Cosa c'è che non va in
Rafa Benitez? Non è banale chiederselo, visto che
Abramovich lo congederà da allenatore del Chelsea per far posto al ritorno di
Mourinho, nonostante la fresca conquista (sia pure immeritata, nella finale il Benfica ha giocato meglio: ma il calcio non è il pattinaggio artistico...) dell'Europa League e un piazzamento in Premier League che garantisce al Chelsea la qualificazione diretta alla Champions dell'anno prossimo. Raramente il gioco dei Blues versione Benitez è stato scintillante, ma lo stesso discorso si poteva fare per quello della gestione
Di Matteo (però l'ex azzurro rimarrà in eterno come uomo della prima Champions), che i tifosi di Stamford Bridge invocavano durante le prime settimane in panchina dello spagnolo. Sul piano calcistico ci può stare il paragone con l'esonero a fine 2010 da allenatore dell'Inter, dopo la conquista del Mondiale per club, mentre a livello umano stiamo parlando di situazioni molto diverse. A Milano Benitez pagò il fatto di avere contro i senatori dello spogliatoio, che volevano un allenatore che li lasciasse respirare (e infatti arrivò
Leonardo), ma soprattutto quello di avere detto pubblicamente la verità, cioé che quella squadra necessitava di qualche acquisto giovane e importante per non crollare. E i fatti non gli hanno dato poi torto... Certo è che nemmeno all'Inter i tifosi e il proprietario stravedevano per Benitez, mentre un po' meglio le cose andavano a Liverpool e non solo per l'incredibile Champions conquistata nel 2005 ai danni del Milan (la Champions di
Dudek, prima ancora che di Benitez). Solo nel Valencia di inizio millennio, quello post
Cuper, Benitez ha saputo coniugare spettacolo e risultati, ma il problema è più sottile e lui stesso ne è consapevole visto che in più interviste ha parlato di 'percezione'. In sintesi: Benitez è convinto di avere iil marchio dell'allenatore con poco glamour e che qualsiasi cosa lui faccia sia svalutata rispetto agli stessi risultati ottenuti dai 'comunicatori' (in questa categoria fa rientrare anche
Pep Guardiola). Il suo 4-2-3-1, modulo preferito anche se non unico, è vicinissmo a quello di Mourinho e le sue variazioni tattiche durante la partita (Benitez ama correggere in corsa, non è rigido) hanno la stessa flessibilità di quelle del suo eterno rivale, almeno dal punto di vista mediatico.
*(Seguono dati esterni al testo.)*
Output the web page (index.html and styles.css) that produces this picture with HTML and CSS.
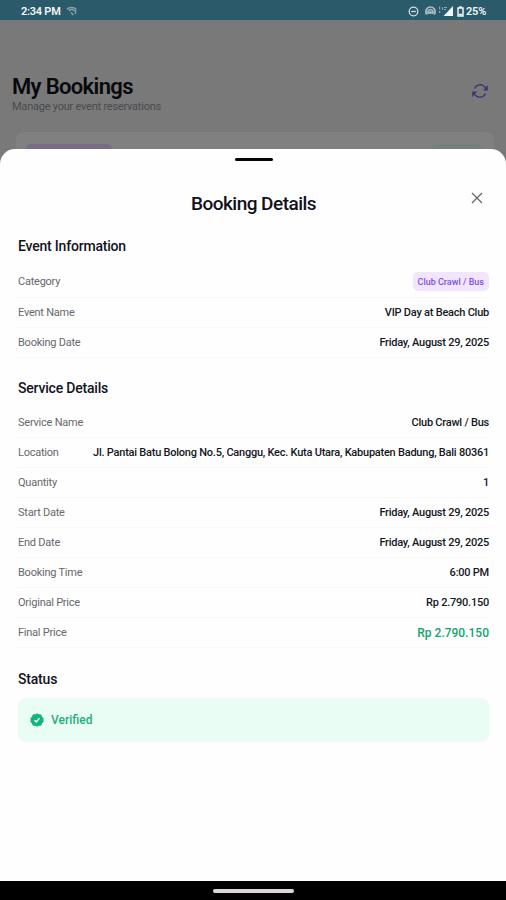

Quello che oggettivamente è diverso è la capacità di coinvolgere emotivamente i giocatori: le stesse persone che per Mourinho si butterebbero nel fuoco avrebbero con Benitez un rapporto da professionisti. Non è che una situazione sia meglio dell'altra per vincere nel calcio, a volte essere in guerra con il mondo è controproducente, ma di sicuro l'attaccamento della gente e dei calciatori (oltre che di chi paga, cosa non secondaria) nei confronti del portoghese è superiore. E quindi? Benitez non sarà mai Mourinho, il prossimo che lo ingaggerà deve saperlo. Abramovich lo sapeva già al momento della firma, per questo un simile epilogo non è stato soprendente. La realtà coincide con la percezione della realtà, non solo nel calcio.